_Material for this exercise:_
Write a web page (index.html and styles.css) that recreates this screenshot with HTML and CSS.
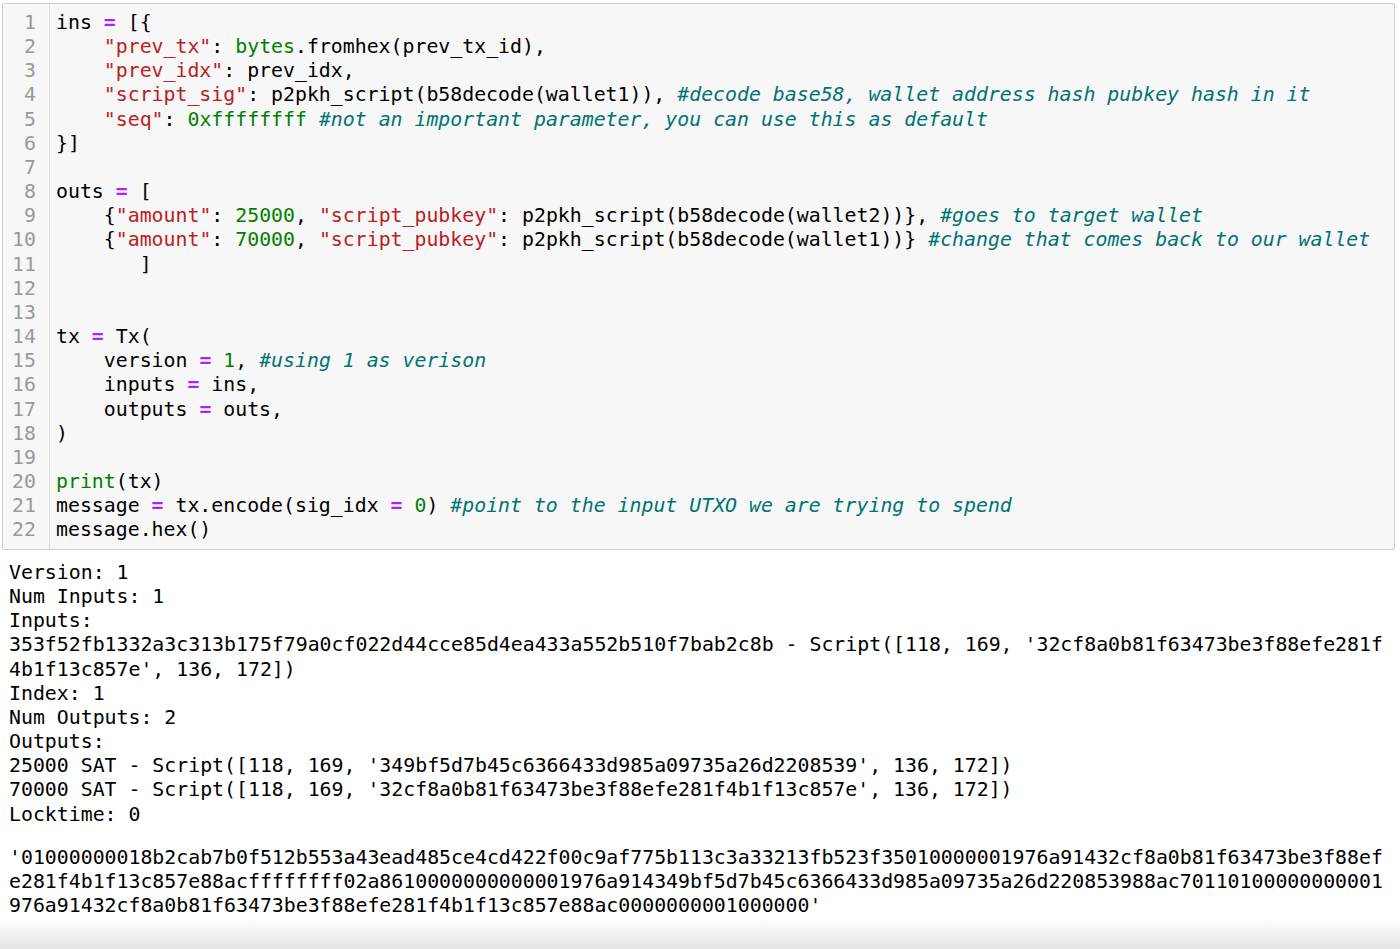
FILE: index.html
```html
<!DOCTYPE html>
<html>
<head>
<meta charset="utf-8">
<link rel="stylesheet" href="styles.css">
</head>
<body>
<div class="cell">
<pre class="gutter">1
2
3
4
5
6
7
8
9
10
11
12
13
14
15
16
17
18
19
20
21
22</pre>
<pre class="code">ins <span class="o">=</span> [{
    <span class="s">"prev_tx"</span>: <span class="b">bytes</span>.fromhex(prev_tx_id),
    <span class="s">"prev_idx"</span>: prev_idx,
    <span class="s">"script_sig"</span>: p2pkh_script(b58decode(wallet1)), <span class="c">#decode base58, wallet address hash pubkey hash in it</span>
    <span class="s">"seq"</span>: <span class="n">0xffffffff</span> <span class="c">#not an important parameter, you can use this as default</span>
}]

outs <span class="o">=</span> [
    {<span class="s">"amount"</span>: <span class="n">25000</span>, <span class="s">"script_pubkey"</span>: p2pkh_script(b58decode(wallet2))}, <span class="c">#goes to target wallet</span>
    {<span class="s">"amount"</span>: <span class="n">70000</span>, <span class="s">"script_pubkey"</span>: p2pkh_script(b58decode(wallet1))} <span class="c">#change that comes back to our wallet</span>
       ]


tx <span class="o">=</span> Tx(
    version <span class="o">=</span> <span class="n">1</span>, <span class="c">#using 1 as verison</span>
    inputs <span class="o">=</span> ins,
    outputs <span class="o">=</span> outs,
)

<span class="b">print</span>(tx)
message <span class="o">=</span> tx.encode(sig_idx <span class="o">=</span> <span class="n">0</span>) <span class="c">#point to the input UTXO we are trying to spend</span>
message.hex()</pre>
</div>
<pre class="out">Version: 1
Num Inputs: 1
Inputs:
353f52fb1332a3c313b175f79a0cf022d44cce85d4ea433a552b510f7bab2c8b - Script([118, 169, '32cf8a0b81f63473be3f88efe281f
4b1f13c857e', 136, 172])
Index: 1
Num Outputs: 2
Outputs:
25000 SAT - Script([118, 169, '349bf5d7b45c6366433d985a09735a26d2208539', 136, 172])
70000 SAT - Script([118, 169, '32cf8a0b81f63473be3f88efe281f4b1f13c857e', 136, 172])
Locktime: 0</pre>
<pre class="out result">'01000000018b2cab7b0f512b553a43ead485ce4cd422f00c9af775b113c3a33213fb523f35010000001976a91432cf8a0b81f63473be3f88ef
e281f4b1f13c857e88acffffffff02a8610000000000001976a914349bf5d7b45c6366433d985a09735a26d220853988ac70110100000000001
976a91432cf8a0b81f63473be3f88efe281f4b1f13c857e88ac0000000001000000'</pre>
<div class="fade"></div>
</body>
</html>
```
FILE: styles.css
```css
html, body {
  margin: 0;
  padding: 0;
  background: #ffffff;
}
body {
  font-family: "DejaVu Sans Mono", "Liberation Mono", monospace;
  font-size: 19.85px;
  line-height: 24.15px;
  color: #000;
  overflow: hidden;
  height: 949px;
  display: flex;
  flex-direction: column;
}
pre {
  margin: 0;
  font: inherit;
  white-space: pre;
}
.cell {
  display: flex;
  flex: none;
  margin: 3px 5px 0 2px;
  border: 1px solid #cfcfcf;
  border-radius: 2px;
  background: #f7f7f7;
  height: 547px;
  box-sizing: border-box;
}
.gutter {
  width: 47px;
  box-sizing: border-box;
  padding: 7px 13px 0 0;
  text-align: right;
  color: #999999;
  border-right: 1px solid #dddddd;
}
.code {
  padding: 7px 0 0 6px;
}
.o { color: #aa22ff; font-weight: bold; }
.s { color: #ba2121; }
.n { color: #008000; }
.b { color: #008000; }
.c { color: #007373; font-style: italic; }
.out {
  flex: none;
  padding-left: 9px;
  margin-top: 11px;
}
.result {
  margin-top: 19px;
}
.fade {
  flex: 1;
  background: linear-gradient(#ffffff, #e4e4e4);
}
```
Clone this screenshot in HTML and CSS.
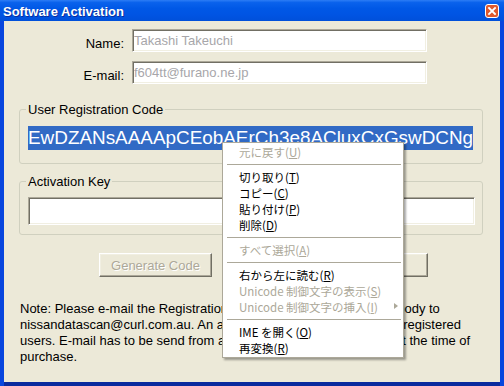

_Task statement:_ Each entry shown above must be quoted exactly, with its pictures left out.

_Output below:_
Write a web page (index.html and styles.css) that recreates this screenshot with HTML and CSS.
FILE: index.html
```html
<!DOCTYPE html>
<html>
<head>
<meta charset="utf-8">
<link rel="stylesheet" href="styles.css">
</head>
<body>
<div class="cell">
<pre class="gutter">1
2
3
4
5
6
7
8
9
10
11
12
13
14
15
16
17
18
19
20
21
22</pre>
<pre class="code">ins <span class="o">=</span> [{
    <span class="s">"prev_tx"</span>: <span class="b">bytes</span>.fromhex(prev_tx_id),
    <span class="s">"prev_idx"</span>: prev_idx,
    <span class="s">"script_sig"</span>: p2pkh_script(b58decode(wallet1)), <span class="c">#decode base58, wallet address hash pubkey hash in it</span>
    <span class="s">"seq"</span>: <span class="n">0xffffffff</span> <span class="c">#not an important parameter, you can use this as default</span>
}]

outs <span class="o">=</span> [
    {<span class="s">"amount"</span>: <span class="n">25000</span>, <span class="s">"script_pubkey"</span>: p2pkh_script(b58decode(wallet2))}, <span class="c">#goes to target wallet</span>
    {<span class="s">"amount"</span>: <span class="n">70000</span>, <span class="s">"script_pubkey"</span>: p2pkh_script(b58decode(wallet1))} <span class="c">#change that comes back to our wallet</span>
       ]


tx <span class="o">=</span> Tx(
    version <span class="o">=</span> <span class="n">1</span>, <span class="c">#using 1 as verison</span>
    inputs <span class="o">=</span> ins,
    outputs <span class="o">=</span> outs,
)

<span class="b">print</span>(tx)
message <span class="o">=</span> tx.encode(sig_idx <span class="o">=</span> <span class="n">0</span>) <span class="c">#point to the input UTXO we are trying to spend</span>
message.hex()</pre>
</div>
<pre class="out">Version: 1
Num Inputs: 1
Inputs:
353f52fb1332a3c313b175f79a0cf022d44cce85d4ea433a552b510f7bab2c8b - Script([118, 169, '32cf8a0b81f63473be3f88efe281f
4b1f13c857e', 136, 172])
Index: 1
Num Outputs: 2
Outputs:
25000 SAT - Script([118, 169, '349bf5d7b45c6366433d985a09735a26d2208539', 136, 172])
70000 SAT - Script([118, 169, '32cf8a0b81f63473be3f88efe281f4b1f13c857e', 136, 172])
Locktime: 0</pre>
<pre class="out result">'01000000018b2cab7b0f512b553a43ead485ce4cd422f00c9af775b113c3a33213fb523f35010000001976a91432cf8a0b81f63473be3f88ef
e281f4b1f13c857e88acffffffff02a8610000000000001976a914349bf5d7b45c6366433d985a09735a26d220853988ac70110100000000001
976a91432cf8a0b81f63473be3f88efe281f4b1f13c857e88ac0000000001000000'</pre>
<div class="fade"></div>
</body>
</html>
```
FILE: styles.css
```css
html, body {
  margin: 0;
  padding: 0;
  background: #ffffff;
}
body {
  font-family: "DejaVu Sans Mono", "Liberation Mono", monospace;
  font-size: 19.85px;
  line-height: 24.15px;
  color: #000;
  overflow: hidden;
  height: 949px;
  display: flex;
  flex-direction: column;
}
pre {
  margin: 0;
  font: inherit;
  white-space: pre;
}
.cell {
  display: flex;
  flex: none;
  margin: 3px 5px 0 2px;
  border: 1px solid #cfcfcf;
  border-radius: 2px;
  background: #f7f7f7;
  height: 547px;
  box-sizing: border-box;
}
.gutter {
  width: 47px;
  box-sizing: border-box;
  padding: 7px 13px 0 0;
  text-align: right;
  color: #999999;
  border-right: 1px solid #dddddd;
}
.code {
  padding: 7px 0 0 6px;
}
.o { color: #aa22ff; font-weight: bold; }
.s { color: #ba2121; }
.n { color: #008000; }
.b { color: #008000; }
.c { color: #007373; font-style: italic; }
.out {
  flex: none;
  padding-left: 9px;
  margin-top: 11px;
}
.result {
  margin-top: 19px;
}
.fade {
  flex: 1;
  background: linear-gradient(#ffffff, #e4e4e4);
}
```
Clone this screenshot in HTML and CSS.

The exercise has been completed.